What you are asked to do:
Starting at the top of the listing, extract every line up to and including the one with "const unselected = countries.filter((c)". Pictures stay out of the copy.
* START Supplied material *
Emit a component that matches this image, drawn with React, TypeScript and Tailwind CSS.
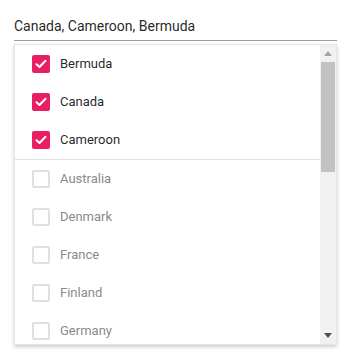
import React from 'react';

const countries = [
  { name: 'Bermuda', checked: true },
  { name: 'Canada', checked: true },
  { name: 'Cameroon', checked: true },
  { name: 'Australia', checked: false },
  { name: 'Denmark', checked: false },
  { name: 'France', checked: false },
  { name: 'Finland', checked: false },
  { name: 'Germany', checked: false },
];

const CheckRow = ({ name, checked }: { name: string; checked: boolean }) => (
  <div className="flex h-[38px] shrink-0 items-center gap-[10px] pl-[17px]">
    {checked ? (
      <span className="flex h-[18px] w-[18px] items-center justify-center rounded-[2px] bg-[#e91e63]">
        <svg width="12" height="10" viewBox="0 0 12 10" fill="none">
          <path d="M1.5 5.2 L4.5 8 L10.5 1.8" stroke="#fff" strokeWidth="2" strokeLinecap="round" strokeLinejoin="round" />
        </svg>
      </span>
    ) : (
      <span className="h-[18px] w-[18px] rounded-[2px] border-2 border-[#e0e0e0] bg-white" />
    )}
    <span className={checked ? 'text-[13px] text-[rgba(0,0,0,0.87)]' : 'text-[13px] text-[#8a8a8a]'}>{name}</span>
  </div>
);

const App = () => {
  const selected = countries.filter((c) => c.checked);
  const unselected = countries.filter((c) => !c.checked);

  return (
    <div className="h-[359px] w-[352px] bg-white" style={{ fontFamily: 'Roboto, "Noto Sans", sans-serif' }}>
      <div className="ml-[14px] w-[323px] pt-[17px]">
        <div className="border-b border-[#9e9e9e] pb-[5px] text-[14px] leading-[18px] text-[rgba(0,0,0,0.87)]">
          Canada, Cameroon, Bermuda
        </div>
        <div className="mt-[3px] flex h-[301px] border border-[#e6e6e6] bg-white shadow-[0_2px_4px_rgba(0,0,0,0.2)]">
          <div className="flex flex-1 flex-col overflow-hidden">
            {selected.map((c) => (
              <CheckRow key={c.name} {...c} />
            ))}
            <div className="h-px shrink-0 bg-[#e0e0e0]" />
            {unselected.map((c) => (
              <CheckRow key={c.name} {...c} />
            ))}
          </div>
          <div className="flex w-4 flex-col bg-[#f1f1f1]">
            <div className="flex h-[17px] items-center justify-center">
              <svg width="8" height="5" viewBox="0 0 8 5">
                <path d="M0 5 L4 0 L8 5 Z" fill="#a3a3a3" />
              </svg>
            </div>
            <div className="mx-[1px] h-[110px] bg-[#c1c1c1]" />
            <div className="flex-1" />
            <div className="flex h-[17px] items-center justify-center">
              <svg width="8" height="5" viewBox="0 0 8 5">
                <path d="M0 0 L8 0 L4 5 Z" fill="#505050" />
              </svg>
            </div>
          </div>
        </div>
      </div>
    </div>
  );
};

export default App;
* END Supplied material *
Expected answer:
Emit a component that matches this image, drawn with React, TypeScript and Tailwind CSS.
import React from 'react';

const countries = [
  { name: 'Bermuda', checked: true },
  { name: 'Canada', checked: true },
  { name: 'Cameroon', checked: true },
  { name: 'Australia', checked: false },
  { name: 'Denmark', checked: false },
  { name: 'France', checked: false },
  { name: 'Finland', checked: false },
  { name: 'Germany', checked: false },
];

const CheckRow = ({ name, checked }: { name: string; checked: boolean }) => (
  <div className="flex h-[38px] shrink-0 items-center gap-[10px] pl-[17px]">
    {checked ? (
      <span className="flex h-[18px] w-[18px] items-center justify-center rounded-[2px] bg-[#e91e63]">
        <svg width="12" height="10" viewBox="0 0 12 10" fill="none">
          <path d="M1.5 5.2 L4.5 8 L10.5 1.8" stroke="#fff" strokeWidth="2" strokeLinecap="round" strokeLinejoin="round" />
        </svg>
      </span>
    ) : (
      <span className="h-[18px] w-[18px] rounded-[2px] border-2 border-[#e0e0e0] bg-white" />
    )}
    <span className={checked ? 'text-[13px] text-[rgba(0,0,0,0.87)]' : 'text-[13px] text-[#8a8a8a]'}>{name}</span>
  </div>
);

const App = () => {
  const selected = countries.filter((c) => c.checked);
  const unselected = countries.filter((c) => !c.checked);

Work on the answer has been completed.